◆ **Set task**
Write out each record again exactly as it stands.
════
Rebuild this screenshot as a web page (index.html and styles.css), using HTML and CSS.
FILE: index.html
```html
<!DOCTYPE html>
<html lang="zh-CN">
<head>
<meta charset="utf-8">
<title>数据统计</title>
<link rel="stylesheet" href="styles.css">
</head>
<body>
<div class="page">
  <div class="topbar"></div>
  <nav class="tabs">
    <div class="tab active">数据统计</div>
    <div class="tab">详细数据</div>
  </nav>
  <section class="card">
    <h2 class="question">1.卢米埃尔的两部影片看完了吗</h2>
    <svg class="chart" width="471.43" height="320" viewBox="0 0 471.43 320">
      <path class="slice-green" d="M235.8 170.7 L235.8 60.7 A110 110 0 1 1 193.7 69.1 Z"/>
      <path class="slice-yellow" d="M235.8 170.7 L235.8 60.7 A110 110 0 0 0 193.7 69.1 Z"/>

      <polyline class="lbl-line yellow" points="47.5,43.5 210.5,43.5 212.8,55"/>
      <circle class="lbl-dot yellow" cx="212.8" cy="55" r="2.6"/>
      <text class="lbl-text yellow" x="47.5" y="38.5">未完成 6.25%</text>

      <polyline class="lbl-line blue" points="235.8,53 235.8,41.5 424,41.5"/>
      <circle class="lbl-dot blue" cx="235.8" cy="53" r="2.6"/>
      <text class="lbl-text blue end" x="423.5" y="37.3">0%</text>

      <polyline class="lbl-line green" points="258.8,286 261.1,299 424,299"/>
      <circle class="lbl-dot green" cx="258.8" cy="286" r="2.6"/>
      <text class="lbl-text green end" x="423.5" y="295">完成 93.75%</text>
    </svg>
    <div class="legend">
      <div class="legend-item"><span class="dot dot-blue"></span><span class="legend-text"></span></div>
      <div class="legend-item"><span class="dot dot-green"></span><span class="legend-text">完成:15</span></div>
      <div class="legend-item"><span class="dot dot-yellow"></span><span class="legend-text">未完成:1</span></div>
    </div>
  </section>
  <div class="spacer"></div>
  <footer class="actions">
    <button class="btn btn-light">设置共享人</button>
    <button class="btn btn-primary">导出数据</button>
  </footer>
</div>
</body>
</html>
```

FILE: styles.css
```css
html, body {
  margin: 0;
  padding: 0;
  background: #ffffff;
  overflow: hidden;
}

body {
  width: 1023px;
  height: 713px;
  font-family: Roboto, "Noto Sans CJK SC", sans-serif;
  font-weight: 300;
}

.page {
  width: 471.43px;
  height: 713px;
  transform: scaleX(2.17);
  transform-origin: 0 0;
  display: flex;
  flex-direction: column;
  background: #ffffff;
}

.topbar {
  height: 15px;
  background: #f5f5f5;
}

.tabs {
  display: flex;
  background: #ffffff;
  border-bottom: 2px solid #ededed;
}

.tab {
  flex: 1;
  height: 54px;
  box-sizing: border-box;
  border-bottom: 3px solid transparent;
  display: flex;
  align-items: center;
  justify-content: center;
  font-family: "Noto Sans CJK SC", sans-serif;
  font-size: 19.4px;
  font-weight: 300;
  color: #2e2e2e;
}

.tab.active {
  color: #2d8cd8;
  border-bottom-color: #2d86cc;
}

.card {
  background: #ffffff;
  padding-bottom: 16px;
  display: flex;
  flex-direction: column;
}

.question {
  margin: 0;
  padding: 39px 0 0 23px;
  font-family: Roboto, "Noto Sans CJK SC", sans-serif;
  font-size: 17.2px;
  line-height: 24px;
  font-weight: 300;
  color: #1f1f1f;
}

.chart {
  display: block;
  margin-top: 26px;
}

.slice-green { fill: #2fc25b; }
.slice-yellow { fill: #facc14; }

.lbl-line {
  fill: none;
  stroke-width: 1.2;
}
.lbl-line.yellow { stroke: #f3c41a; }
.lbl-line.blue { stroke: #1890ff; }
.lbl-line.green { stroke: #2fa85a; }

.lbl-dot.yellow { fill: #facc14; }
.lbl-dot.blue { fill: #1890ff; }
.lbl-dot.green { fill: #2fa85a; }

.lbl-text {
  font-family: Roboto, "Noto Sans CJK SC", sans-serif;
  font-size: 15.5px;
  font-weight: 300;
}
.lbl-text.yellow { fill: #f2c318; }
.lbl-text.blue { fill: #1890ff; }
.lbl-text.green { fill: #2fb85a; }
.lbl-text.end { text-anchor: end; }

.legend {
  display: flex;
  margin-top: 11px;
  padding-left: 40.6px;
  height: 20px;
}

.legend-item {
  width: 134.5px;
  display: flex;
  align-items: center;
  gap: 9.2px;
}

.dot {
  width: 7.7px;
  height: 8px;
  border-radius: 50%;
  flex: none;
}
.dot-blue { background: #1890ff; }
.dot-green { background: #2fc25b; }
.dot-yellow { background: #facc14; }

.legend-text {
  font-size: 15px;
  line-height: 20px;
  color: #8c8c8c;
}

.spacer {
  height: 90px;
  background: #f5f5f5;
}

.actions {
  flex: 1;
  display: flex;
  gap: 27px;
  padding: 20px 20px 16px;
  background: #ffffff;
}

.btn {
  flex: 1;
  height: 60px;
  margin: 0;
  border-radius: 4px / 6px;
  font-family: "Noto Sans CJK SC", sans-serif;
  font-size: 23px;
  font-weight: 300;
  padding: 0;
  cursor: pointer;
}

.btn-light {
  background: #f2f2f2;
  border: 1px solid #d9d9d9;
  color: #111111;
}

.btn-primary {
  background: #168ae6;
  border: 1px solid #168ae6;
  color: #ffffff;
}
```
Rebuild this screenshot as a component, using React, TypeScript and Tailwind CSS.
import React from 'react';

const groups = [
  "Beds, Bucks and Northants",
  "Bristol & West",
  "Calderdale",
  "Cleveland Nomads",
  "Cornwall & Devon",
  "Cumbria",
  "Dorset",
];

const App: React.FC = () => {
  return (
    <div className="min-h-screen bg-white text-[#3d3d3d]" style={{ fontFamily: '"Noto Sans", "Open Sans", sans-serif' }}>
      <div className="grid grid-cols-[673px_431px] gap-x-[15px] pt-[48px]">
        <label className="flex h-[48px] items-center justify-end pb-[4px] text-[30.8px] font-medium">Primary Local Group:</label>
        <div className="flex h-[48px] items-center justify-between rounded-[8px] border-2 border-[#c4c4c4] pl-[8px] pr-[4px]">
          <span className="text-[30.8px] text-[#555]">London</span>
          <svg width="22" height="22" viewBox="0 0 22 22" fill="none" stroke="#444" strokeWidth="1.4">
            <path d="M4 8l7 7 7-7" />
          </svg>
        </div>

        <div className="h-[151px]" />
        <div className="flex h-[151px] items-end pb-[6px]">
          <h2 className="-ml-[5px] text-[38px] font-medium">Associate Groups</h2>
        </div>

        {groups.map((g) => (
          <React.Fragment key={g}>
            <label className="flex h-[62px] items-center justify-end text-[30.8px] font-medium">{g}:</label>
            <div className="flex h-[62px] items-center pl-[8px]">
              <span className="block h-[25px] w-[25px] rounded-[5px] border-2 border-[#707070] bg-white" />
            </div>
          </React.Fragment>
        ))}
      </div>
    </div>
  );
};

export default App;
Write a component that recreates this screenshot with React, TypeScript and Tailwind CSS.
════
◆ **Exercise response**
Rebuild this screenshot as a web page (index.html and styles.css), using HTML and CSS.
FILE: index.html
```html
<!DOCTYPE html>
<html lang="zh-CN">
<head>
<meta charset="utf-8">
<title>数据统计</title>
<link rel="stylesheet" href="styles.css">
</head>
<body>
<div class="page">
  <div class="topbar"></div>
  <nav class="tabs">
    <div class="tab active">数据统计</div>
    <div class="tab">详细数据</div>
  </nav>
  <section class="card">
    <h2 class="question">1.卢米埃尔的两部影片看完了吗</h2>
    <svg class="chart" width="471.43" height="320" viewBox="0 0 471.43 320">
      <path class="slice-green" d="M235.8 170.7 L235.8 60.7 A110 110 0 1 1 193.7 69.1 Z"/>
      <path class="slice-yellow" d="M235.8 170.7 L235.8 60.7 A110 110 0 0 0 193.7 69.1 Z"/>

      <polyline class="lbl-line yellow" points="47.5,43.5 210.5,43.5 212.8,55"/>
      <circle class="lbl-dot yellow" cx="212.8" cy="55" r="2.6"/>
      <text class="lbl-text yellow" x="47.5" y="38.5">未完成 6.25%</text>

      <polyline class="lbl-line blue" points="235.8,53 235.8,41.5 424,41.5"/>
      <circle class="lbl-dot blue" cx="235.8" cy="53" r="2.6"/>
      <text class="lbl-text blue end" x="423.5" y="37.3">0%</text>

      <polyline class="lbl-line green" points="258.8,286 261.1,299 424,299"/>
      <circle class="lbl-dot green" cx="258.8" cy="286" r="2.6"/>
      <text class="lbl-text green end" x="423.5" y="295">完成 93.75%</text>
    </svg>
    <div class="legend">
      <div class="legend-item"><span class="dot dot-blue"></span><span class="legend-text"></span></div>
      <div class="legend-item"><span class="dot dot-green"></span><span class="legend-text">完成:15</span></div>
      <div class="legend-item"><span class="dot dot-yellow"></span><span class="legend-text">未完成:1</span></div>
    </div>
  </section>
  <div class="spacer"></div>
  <footer class="actions">
    <button class="btn btn-light">设置共享人</button>
    <button class="btn btn-primary">导出数据</button>
  </footer>
</div>
</body>
</html>
```

FILE: styles.css
```css
html, body {
  margin: 0;
  padding: 0;
  background: #ffffff;
  overflow: hidden;
}

body {
  width: 1023px;
  height: 713px;
  font-family: Roboto, "Noto Sans CJK SC", sans-serif;
  font-weight: 300;
}

.page {
  width: 471.43px;
  height: 713px;
  transform: scaleX(2.17);
  transform-origin: 0 0;
  display: flex;
  flex-direction: column;
  background: #ffffff;
}

.topbar {
  height: 15px;
  background: #f5f5f5;
}

.tabs {
  display: flex;
  background: #ffffff;
  border-bottom: 2px solid #ededed;
}

.tab {
  flex: 1;
  height: 54px;
  box-sizing: border-box;
  border-bottom: 3px solid transparent;
  display: flex;
  align-items: center;
  justify-content: center;
  font-family: "Noto Sans CJK SC", sans-serif;
  font-size: 19.4px;
  font-weight: 300;
  color: #2e2e2e;
}

.tab.active {
  color: #2d8cd8;
  border-bottom-color: #2d86cc;
}

.card {
  background: #ffffff;
  padding-bottom: 16px;
  display: flex;
  flex-direction: column;
}

.question {
  margin: 0;
  padding: 39px 0 0 23px;
  font-family: Roboto, "Noto Sans CJK SC", sans-serif;
  font-size: 17.2px;
  line-height: 24px;
  font-weight: 300;
  color: #1f1f1f;
}

.chart {
  display: block;
  margin-top: 26px;
}

.slice-green { fill: #2fc25b; }
.slice-yellow { fill: #facc14; }

.lbl-line {
  fill: none;
  stroke-width: 1.2;
}
.lbl-line.yellow { stroke: #f3c41a; }
.lbl-line.blue { stroke: #1890ff; }
.lbl-line.green { stroke: #2fa85a; }

.lbl-dot.yellow { fill: #facc14; }
.lbl-dot.blue { fill: #1890ff; }
.lbl-dot.green { fill: #2fa85a; }

.lbl-text {
  font-family: Roboto, "Noto Sans CJK SC", sans-serif;
  font-size: 15.5px;
  font-weight: 300;
}
.lbl-text.yellow { fill: #f2c318; }
.lbl-text.blue { fill: #1890ff; }
.lbl-text.green { fill: #2fb85a; }
.lbl-text.end { text-anchor: end; }

.legend {
  display: flex;
  margin-top: 11px;
  padding-left: 40.6px;
  height: 20px;
}

.legend-item {
  width: 134.5px;
  display: flex;
  align-items: center;
  gap: 9.2px;
}

.dot {
  width: 7.7px;
  height: 8px;
  border-radius: 50%;
  flex: none;
}
.dot-blue { background: #1890ff; }
.dot-green { background: #2fc25b; }
.dot-yellow { background: #facc14; }

.legend-text {
  font-size: 15px;
  line-height: 20px;
  color: #8c8c8c;
}

.spacer {
  height: 90px;
  background: #f5f5f5;
}

.actions {
  flex: 1;
  display: flex;
  gap: 27px;
  padding: 20px 20px 16px;
  background: #ffffff;
}

.btn {
  flex: 1;
  height: 60px;
  margin: 0;
  border-radius: 4px / 6px;
  font-family: "Noto Sans CJK SC", sans-serif;
  font-size: 23px;
  font-weight: 300;
  padding: 0;
  cursor: pointer;
}

.btn-light {
  background: #f2f2f2;
  border: 1px solid #d9d9d9;
  color: #111111;
}

.btn-primary {
  background: #168ae6;
  border: 1px solid #168ae6;
  color: #ffffff;
}
```
Rebuild this screenshot as a component, using React, TypeScript and Tailwind CSS.
import React from 'react';

const groups = [
  "Beds, Bucks and Northants",
  "Bristol & West",
  "Calderdale",
  "Cleveland Nomads",
  "Cornwall & Devon",
  "Cumbria",
  "Dorset",
];

const App: React.FC = () => {
  return (
    <div className="min-h-screen bg-white text-[#3d3d3d]" style={{ fontFamily: '"Noto Sans", "Open Sans", sans-serif' }}>
      <div className="grid grid-cols-[673px_431px] gap-x-[15px] pt-[48px]">
        <label className="flex h-[48px] items-center justify-end pb-[4px] text-[30.8px] font-medium">Primary Local Group:</label>
        <div className="flex h-[48px] items-center justify-between rounded-[8px] border-2 border-[#c4c4c4] pl-[8px] pr-[4px]">
          <span className="text-[30.8px] text-[#555]">London</span>
          <svg width="22" height="22" viewBox="0 0 22 22" fill="none" stroke="#444" strokeWidth="1.4">
            <path d="M4 8l7 7 7-7" />
          </svg>
        </div>

        <div className="h-[151px]" />
        <div className="flex h-[151px] items-end pb-[6px]">
          <h2 className="-ml-[5px] text-[38px] font-medium">Associate Groups</h2>
        </div>

        {groups.map((g) => (
          <React.Fragment key={g}>
            <label className="flex h-[62px] items-center justify-end text-[30.8px] font-medium">{g}:</label>
            <div className="flex h-[62px] items-center pl-[8px]">
              <span className="block h-[25px] w-[25px] rounded-[5px] border-2 border-[#707070] bg-white" />
            </div>
          </React.Fragment>
        ))}
      </div>
    </div>
  );
};

export default App;
Write a component that recreates this screenshot with React, TypeScript and Tailwind CSS.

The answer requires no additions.